PROBLEM STATEMENT = Using the material below, print the line that contains "Convert this screenshot", the line that contains "const ROW_HEIGHTS = [23, 23, 23, 25, 24, 25, 24, 23];", and every line in between, exactly and nothing else.

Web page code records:
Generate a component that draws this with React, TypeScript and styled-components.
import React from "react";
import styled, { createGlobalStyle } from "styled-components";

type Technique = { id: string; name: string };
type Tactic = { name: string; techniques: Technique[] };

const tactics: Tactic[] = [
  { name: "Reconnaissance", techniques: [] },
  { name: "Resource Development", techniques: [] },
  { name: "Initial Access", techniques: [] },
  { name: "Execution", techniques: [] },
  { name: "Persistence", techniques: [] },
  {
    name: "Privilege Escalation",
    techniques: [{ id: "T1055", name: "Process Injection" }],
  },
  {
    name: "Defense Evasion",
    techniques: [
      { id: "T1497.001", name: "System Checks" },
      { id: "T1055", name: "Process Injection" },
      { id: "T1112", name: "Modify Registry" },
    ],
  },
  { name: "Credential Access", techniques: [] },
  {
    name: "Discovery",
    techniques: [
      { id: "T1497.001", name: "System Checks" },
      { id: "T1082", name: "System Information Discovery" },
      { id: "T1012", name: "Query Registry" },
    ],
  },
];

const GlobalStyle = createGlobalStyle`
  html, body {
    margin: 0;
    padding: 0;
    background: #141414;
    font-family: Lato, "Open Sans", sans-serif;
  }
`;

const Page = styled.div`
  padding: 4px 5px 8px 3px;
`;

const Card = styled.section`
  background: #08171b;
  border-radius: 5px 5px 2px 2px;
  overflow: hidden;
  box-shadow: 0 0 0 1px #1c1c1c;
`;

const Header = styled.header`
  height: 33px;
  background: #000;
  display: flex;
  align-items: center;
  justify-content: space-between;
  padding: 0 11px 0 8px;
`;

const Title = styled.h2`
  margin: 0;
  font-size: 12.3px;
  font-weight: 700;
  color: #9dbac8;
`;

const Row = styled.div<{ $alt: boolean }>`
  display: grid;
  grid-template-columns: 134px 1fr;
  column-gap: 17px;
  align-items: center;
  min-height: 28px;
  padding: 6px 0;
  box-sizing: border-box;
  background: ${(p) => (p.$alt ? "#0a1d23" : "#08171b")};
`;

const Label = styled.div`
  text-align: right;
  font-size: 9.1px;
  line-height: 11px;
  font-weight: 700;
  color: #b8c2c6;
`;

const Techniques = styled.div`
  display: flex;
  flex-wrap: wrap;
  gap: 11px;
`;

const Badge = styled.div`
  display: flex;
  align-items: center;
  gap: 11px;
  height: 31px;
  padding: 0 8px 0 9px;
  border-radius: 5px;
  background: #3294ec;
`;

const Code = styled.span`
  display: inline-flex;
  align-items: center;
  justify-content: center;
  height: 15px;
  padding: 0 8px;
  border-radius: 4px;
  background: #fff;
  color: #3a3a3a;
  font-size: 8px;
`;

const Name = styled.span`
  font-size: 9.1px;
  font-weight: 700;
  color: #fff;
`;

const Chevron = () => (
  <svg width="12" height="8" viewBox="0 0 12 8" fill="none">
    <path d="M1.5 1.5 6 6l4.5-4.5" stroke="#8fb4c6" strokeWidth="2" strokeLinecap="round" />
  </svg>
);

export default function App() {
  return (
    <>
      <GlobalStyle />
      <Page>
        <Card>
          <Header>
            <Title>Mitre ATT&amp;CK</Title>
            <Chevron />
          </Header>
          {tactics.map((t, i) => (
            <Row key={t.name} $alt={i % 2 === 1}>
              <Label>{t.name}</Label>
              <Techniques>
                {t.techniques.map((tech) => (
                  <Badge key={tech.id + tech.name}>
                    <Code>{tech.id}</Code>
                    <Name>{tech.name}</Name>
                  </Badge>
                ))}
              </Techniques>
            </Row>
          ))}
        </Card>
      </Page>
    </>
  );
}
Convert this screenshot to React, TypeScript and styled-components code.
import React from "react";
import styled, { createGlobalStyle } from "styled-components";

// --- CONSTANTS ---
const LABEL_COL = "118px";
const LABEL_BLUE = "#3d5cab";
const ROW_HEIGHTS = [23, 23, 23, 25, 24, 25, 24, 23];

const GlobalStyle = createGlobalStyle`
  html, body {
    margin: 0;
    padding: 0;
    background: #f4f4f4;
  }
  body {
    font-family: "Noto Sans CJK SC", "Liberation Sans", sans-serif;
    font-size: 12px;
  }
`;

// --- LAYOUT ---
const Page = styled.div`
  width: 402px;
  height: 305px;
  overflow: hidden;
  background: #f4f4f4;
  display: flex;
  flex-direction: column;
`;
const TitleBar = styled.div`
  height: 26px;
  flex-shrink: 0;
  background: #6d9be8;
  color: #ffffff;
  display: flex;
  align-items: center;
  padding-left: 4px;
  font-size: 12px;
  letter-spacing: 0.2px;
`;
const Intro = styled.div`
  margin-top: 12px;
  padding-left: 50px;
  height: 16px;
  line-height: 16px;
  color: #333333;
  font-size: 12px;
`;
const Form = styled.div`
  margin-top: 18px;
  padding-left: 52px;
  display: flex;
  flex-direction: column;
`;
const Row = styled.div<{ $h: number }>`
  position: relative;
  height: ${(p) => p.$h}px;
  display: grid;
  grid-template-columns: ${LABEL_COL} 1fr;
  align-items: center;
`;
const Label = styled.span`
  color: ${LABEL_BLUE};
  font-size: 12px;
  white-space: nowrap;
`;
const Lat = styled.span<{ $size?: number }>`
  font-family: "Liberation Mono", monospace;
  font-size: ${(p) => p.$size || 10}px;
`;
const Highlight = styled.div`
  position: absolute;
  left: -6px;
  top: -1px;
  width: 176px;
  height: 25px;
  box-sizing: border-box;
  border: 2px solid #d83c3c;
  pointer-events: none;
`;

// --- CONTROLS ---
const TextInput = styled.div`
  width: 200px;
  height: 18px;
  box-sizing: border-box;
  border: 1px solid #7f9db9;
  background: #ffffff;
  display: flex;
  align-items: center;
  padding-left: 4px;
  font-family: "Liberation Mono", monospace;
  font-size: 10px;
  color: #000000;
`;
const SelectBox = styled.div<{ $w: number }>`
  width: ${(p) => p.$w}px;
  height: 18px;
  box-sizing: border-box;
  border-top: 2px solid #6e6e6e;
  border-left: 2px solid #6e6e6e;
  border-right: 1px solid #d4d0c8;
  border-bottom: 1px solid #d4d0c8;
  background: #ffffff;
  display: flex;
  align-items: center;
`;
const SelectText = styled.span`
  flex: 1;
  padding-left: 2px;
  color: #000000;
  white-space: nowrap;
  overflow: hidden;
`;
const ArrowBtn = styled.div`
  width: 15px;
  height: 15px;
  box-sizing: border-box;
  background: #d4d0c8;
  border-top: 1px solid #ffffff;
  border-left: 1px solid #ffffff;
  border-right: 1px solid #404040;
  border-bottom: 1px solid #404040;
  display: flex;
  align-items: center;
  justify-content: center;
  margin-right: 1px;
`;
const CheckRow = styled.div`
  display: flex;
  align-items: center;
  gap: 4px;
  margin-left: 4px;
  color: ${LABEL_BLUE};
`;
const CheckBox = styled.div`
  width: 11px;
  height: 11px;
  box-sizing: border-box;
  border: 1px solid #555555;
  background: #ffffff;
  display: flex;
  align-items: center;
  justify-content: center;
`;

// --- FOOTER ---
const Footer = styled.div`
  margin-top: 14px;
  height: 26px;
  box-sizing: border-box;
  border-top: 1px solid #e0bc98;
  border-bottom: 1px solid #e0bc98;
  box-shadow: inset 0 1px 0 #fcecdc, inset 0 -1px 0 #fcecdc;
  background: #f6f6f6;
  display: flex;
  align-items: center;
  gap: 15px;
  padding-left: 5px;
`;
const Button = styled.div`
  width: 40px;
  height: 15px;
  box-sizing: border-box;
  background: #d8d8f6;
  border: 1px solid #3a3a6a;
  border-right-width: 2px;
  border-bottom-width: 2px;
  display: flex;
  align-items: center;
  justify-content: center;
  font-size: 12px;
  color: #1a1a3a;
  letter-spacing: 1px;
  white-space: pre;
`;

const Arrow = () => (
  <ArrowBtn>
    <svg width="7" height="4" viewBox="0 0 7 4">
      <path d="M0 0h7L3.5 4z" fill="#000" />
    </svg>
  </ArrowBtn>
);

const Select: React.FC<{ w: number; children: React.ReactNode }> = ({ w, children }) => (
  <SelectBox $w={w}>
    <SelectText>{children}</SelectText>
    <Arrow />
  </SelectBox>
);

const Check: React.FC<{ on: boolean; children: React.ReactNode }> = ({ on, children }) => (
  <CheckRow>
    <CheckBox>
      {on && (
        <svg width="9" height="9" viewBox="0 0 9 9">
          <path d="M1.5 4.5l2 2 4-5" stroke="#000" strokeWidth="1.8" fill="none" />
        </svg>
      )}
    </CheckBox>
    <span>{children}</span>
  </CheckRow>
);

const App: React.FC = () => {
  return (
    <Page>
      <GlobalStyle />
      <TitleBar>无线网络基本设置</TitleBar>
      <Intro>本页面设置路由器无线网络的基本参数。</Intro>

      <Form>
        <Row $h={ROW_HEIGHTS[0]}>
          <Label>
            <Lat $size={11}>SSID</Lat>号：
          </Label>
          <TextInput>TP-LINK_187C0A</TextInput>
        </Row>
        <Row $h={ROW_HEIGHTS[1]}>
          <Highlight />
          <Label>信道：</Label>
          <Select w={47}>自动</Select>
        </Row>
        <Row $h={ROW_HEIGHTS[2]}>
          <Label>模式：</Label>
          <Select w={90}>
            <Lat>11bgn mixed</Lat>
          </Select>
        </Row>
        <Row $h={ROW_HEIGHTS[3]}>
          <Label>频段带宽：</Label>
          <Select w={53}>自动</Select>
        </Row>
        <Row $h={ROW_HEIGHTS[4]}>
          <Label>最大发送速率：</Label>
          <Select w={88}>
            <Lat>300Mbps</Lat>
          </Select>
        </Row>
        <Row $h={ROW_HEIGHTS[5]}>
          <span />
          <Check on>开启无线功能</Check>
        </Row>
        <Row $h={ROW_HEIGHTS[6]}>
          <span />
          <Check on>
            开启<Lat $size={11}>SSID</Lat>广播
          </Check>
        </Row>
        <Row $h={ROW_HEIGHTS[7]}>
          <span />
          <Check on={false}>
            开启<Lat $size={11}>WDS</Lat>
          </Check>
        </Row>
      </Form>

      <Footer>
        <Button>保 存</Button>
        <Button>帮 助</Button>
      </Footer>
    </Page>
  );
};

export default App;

TASK RESULT =
Convert this screenshot to React, TypeScript and styled-components code.
import React from "react";
import styled, { createGlobalStyle } from "styled-components";

// --- CONSTANTS ---
const LABEL_COL = "118px";
const LABEL_BLUE = "#3d5cab";
const ROW_HEIGHTS = [23, 23, 23, 25, 24, 25, 24, 23];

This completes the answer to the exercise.